* [EXCERPTED DATA]:
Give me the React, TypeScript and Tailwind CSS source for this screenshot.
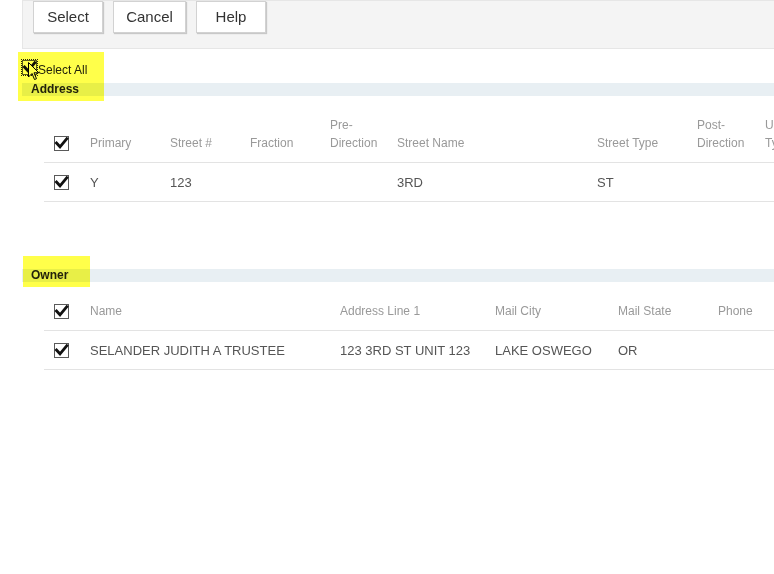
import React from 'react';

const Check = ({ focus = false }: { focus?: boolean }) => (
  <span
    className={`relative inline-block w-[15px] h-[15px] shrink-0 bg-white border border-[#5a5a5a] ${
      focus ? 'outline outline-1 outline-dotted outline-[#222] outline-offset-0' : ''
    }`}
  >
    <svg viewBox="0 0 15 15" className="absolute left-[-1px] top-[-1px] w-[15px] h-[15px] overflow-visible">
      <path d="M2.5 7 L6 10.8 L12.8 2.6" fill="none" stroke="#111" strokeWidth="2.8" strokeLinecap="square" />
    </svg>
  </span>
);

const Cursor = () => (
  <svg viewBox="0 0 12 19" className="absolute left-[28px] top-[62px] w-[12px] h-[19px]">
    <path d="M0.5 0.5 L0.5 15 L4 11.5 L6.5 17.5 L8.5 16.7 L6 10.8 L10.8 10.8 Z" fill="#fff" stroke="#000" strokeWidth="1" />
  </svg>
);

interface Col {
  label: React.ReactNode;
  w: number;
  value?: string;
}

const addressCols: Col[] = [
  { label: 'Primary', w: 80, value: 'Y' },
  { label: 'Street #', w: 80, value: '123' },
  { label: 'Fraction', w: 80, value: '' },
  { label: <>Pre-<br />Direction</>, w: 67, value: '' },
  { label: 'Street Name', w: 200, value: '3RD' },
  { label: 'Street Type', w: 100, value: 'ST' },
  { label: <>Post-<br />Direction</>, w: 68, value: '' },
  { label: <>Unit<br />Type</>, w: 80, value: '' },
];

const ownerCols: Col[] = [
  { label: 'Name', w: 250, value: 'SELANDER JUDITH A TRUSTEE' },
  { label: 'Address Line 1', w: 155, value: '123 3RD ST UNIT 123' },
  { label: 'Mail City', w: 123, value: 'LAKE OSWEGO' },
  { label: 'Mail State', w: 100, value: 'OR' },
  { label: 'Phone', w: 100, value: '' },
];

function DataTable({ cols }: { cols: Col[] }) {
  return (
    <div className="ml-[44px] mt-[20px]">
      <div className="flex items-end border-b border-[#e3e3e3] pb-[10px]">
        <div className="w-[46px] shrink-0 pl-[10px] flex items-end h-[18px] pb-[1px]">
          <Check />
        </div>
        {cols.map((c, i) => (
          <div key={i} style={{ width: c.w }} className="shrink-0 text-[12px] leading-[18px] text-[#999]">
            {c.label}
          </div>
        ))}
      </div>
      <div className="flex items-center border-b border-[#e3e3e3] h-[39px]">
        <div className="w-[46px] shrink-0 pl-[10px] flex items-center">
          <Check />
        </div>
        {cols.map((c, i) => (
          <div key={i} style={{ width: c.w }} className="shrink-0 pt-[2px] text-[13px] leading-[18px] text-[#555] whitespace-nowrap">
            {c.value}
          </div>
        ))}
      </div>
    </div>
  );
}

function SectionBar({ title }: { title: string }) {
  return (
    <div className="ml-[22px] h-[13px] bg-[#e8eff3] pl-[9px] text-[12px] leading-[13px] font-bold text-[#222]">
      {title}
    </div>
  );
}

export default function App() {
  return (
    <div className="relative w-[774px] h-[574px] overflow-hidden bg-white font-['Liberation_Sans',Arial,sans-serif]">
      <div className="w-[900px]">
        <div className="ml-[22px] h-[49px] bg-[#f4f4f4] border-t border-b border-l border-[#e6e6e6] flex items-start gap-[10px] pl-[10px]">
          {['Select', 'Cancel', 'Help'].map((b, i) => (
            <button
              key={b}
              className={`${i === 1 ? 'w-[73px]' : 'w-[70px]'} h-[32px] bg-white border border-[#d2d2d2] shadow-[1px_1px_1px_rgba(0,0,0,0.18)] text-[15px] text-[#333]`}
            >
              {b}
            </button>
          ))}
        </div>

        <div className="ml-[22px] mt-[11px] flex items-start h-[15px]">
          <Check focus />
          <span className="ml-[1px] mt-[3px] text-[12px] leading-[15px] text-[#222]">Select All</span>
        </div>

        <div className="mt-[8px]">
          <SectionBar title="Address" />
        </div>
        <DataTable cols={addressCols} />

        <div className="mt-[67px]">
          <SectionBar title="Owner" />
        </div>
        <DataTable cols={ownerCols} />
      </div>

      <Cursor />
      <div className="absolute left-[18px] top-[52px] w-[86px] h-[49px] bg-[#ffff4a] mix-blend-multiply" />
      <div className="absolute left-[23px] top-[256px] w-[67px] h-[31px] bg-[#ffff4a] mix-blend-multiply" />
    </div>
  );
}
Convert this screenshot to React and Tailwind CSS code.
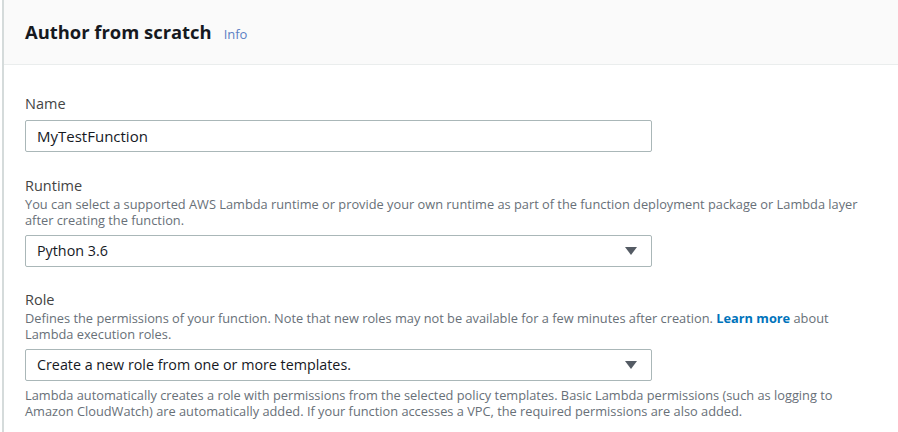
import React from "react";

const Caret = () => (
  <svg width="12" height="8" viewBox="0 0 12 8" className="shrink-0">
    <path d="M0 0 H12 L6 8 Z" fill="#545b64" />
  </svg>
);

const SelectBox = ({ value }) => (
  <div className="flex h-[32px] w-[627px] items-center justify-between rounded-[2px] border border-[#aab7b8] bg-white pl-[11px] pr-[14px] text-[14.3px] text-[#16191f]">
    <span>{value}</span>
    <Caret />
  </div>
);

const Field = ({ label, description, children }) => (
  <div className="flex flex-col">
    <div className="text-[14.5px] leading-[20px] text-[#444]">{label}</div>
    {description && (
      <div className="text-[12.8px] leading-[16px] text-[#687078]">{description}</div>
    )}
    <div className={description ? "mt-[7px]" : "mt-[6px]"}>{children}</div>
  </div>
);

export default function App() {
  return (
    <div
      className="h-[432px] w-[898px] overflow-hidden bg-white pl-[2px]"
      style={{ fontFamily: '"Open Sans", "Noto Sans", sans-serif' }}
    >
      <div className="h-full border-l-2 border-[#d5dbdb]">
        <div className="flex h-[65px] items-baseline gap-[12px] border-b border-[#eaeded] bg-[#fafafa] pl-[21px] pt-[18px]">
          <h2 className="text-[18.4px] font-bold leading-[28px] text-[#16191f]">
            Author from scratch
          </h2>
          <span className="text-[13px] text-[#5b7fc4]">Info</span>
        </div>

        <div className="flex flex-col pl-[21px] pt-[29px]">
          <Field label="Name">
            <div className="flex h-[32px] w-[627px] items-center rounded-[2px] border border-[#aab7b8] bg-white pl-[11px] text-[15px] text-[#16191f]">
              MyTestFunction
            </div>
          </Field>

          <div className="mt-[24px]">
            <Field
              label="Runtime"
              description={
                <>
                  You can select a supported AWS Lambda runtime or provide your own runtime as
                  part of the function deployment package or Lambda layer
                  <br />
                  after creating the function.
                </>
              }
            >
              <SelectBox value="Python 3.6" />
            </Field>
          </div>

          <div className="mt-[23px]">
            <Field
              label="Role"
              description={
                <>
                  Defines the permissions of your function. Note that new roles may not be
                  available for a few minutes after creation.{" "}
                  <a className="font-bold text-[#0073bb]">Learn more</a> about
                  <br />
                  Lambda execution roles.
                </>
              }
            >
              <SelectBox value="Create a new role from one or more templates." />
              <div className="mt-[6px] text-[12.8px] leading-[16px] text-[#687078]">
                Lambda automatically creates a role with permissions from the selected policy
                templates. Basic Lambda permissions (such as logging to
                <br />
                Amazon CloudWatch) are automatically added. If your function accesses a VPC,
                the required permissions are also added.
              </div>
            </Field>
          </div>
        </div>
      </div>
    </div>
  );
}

* [EXERCISE TASK]:
Output the material word for word, omitting its pictures.

* [EXERCISE SOLUTION]:
Give me the React, TypeScript and Tailwind CSS source for this screenshot.
import React from 'react';

const Check = ({ focus = false }: { focus?: boolean }) => (
  <span
    className={`relative inline-block w-[15px] h-[15px] shrink-0 bg-white border border-[#5a5a5a] ${
      focus ? 'outline outline-1 outline-dotted outline-[#222] outline-offset-0' : ''
    }`}
  >
    <svg viewBox="0 0 15 15" className="absolute left-[-1px] top-[-1px] w-[15px] h-[15px] overflow-visible">
      <path d="M2.5 7 L6 10.8 L12.8 2.6" fill="none" stroke="#111" strokeWidth="2.8" strokeLinecap="square" />
    </svg>
  </span>
);

const Cursor = () => (
  <svg viewBox="0 0 12 19" className="absolute left-[28px] top-[62px] w-[12px] h-[19px]">
    <path d="M0.5 0.5 L0.5 15 L4 11.5 L6.5 17.5 L8.5 16.7 L6 10.8 L10.8 10.8 Z" fill="#fff" stroke="#000" strokeWidth="1" />
  </svg>
);

interface Col {
  label: React.ReactNode;
  w: number;
  value?: string;
}

const addressCols: Col[] = [
  { label: 'Primary', w: 80, value: 'Y' },
  { label: 'Street #', w: 80, value: '123' },
  { label: 'Fraction', w: 80, value: '' },
  { label: <>Pre-<br />Direction</>, w: 67, value: '' },
  { label: 'Street Name', w: 200, value: '3RD' },
  { label: 'Street Type', w: 100, value: 'ST' },
  { label: <>Post-<br />Direction</>, w: 68, value: '' },
  { label: <>Unit<br />Type</>, w: 80, value: '' },
];

const ownerCols: Col[] = [
  { label: 'Name', w: 250, value: 'SELANDER JUDITH A TRUSTEE' },
  { label: 'Address Line 1', w: 155, value: '123 3RD ST UNIT 123' },
  { label: 'Mail City', w: 123, value: 'LAKE OSWEGO' },
  { label: 'Mail State', w: 100, value: 'OR' },
  { label: 'Phone', w: 100, value: '' },
];

function DataTable({ cols }: { cols: Col[] }) {
  return (
    <div className="ml-[44px] mt-[20px]">
      <div className="flex items-end border-b border-[#e3e3e3] pb-[10px]">
        <div className="w-[46px] shrink-0 pl-[10px] flex items-end h-[18px] pb-[1px]">
          <Check />
        </div>
        {cols.map((c, i) => (
          <div key={i} style={{ width: c.w }} className="shrink-0 text-[12px] leading-[18px] text-[#999]">
            {c.label}
          </div>
        ))}
      </div>
      <div className="flex items-center border-b border-[#e3e3e3] h-[39px]">
        <div className="w-[46px] shrink-0 pl-[10px] flex items-center">
          <Check />
        </div>
        {cols.map((c, i) => (
          <div key={i} style={{ width: c.w }} className="shrink-0 pt-[2px] text-[13px] leading-[18px] text-[#555] whitespace-nowrap">
            {c.value}
          </div>
        ))}
      </div>
    </div>
  );
}

function SectionBar({ title }: { title: string }) {
  return (
    <div className="ml-[22px] h-[13px] bg-[#e8eff3] pl-[9px] text-[12px] leading-[13px] font-bold text-[#222]">
      {title}
    </div>
  );
}

export default function App() {
  return (
    <div className="relative w-[774px] h-[574px] overflow-hidden bg-white font-['Liberation_Sans',Arial,sans-serif]">
      <div className="w-[900px]">
        <div className="ml-[22px] h-[49px] bg-[#f4f4f4] border-t border-b border-l border-[#e6e6e6] flex items-start gap-[10px] pl-[10px]">
          {['Select', 'Cancel', 'Help'].map((b, i) => (
            <button
              key={b}
              className={`${i === 1 ? 'w-[73px]' : 'w-[70px]'} h-[32px] bg-white border border-[#d2d2d2] shadow-[1px_1px_1px_rgba(0,0,0,0.18)] text-[15px] text-[#333]`}
            >
              {b}
            </button>
          ))}
        </div>

        <div className="ml-[22px] mt-[11px] flex items-start h-[15px]">
          <Check focus />
          <span className="ml-[1px] mt-[3px] text-[12px] leading-[15px] text-[#222]">Select All</span>
        </div>

        <div className="mt-[8px]">
          <SectionBar title="Address" />
        </div>
        <DataTable cols={addressCols} />

        <div className="mt-[67px]">
          <SectionBar title="Owner" />
        </div>
        <DataTable cols={ownerCols} />
      </div>

      <Cursor />
      <div className="absolute left-[18px] top-[52px] w-[86px] h-[49px] bg-[#ffff4a] mix-blend-multiply" />
      <div className="absolute left-[23px] top-[256px] w-[67px] h-[31px] bg-[#ffff4a] mix-blend-multiply" />
    </div>
  );
}
Convert this screenshot to React and Tailwind CSS code.
import React from "react";

const Caret = () => (
  <svg width="12" height="8" viewBox="0 0 12 8" className="shrink-0">
    <path d="M0 0 H12 L6 8 Z" fill="#545b64" />
  </svg>
);

const SelectBox = ({ value }) => (
  <div className="flex h-[32px] w-[627px] items-center justify-between rounded-[2px] border border-[#aab7b8] bg-white pl-[11px] pr-[14px] text-[14.3px] text-[#16191f]">
    <span>{value}</span>
    <Caret />
  </div>
);

const Field = ({ label, description, children }) => (
  <div className="flex flex-col">
    <div className="text-[14.5px] leading-[20px] text-[#444]">{label}</div>
    {description && (
      <div className="text-[12.8px] leading-[16px] text-[#687078]">{description}</div>
    )}
    <div className={description ? "mt-[7px]" : "mt-[6px]"}>{children}</div>
  </div>
);

export default function App() {
  return (
    <div
      className="h-[432px] w-[898px] overflow-hidden bg-white pl-[2px]"
      style={{ fontFamily: '"Open Sans", "Noto Sans", sans-serif' }}
    >
      <div className="h-full border-l-2 border-[#d5dbdb]">
        <div className="flex h-[65px] items-baseline gap-[12px] border-b border-[#eaeded] bg-[#fafafa] pl-[21px] pt-[18px]">
          <h2 className="text-[18.4px] font-bold leading-[28px] text-[#16191f]">
            Author from scratch
          </h2>
          <span className="text-[13px] text-[#5b7fc4]">Info</span>
        </div>

        <div className="flex flex-col pl-[21px] pt-[29px]">
          <Field label="Name">
            <div className="flex h-[32px] w-[627px] items-center rounded-[2px] border border-[#aab7b8] bg-white pl-[11px] text-[15px] text-[#16191f]">
              MyTestFunction
            </div>
          </Field>

          <div className="mt-[24px]">
            <Field
              label="Runtime"
              description={
                <>
                  You can select a supported AWS Lambda runtime or provide your own runtime as
                  part of the function deployment package or Lambda layer
                  <br />
                  after creating the function.
                </>
              }
            >
              <SelectBox value="Python 3.6" />
            </Field>
          </div>

          <div className="mt-[23px]">
            <Field
              label="Role"
              description={
                <>
                  Defines the permissions of your function. Note that new roles may not be
                  available for a few minutes after creation.{" "}
                  <a className="font-bold text-[#0073bb]">Learn more</a> about
                  <br />
                  Lambda execution roles.
                </>
              }
            >
              <SelectBox value="Create a new role from one or more templates." />
              <div className="mt-[6px] text-[12.8px] leading-[16px] text-[#687078]">
                Lambda automatically creates a role with permissions from the selected policy
                templates. Basic Lambda permissions (such as logging to
                <br />
                Amazon CloudWatch) are automatically added. If your function accesses a VPC,
                the required permissions are also added.
              </div>
            </Field>
          </div>
        </div>
      </div>
    </div>
  );
}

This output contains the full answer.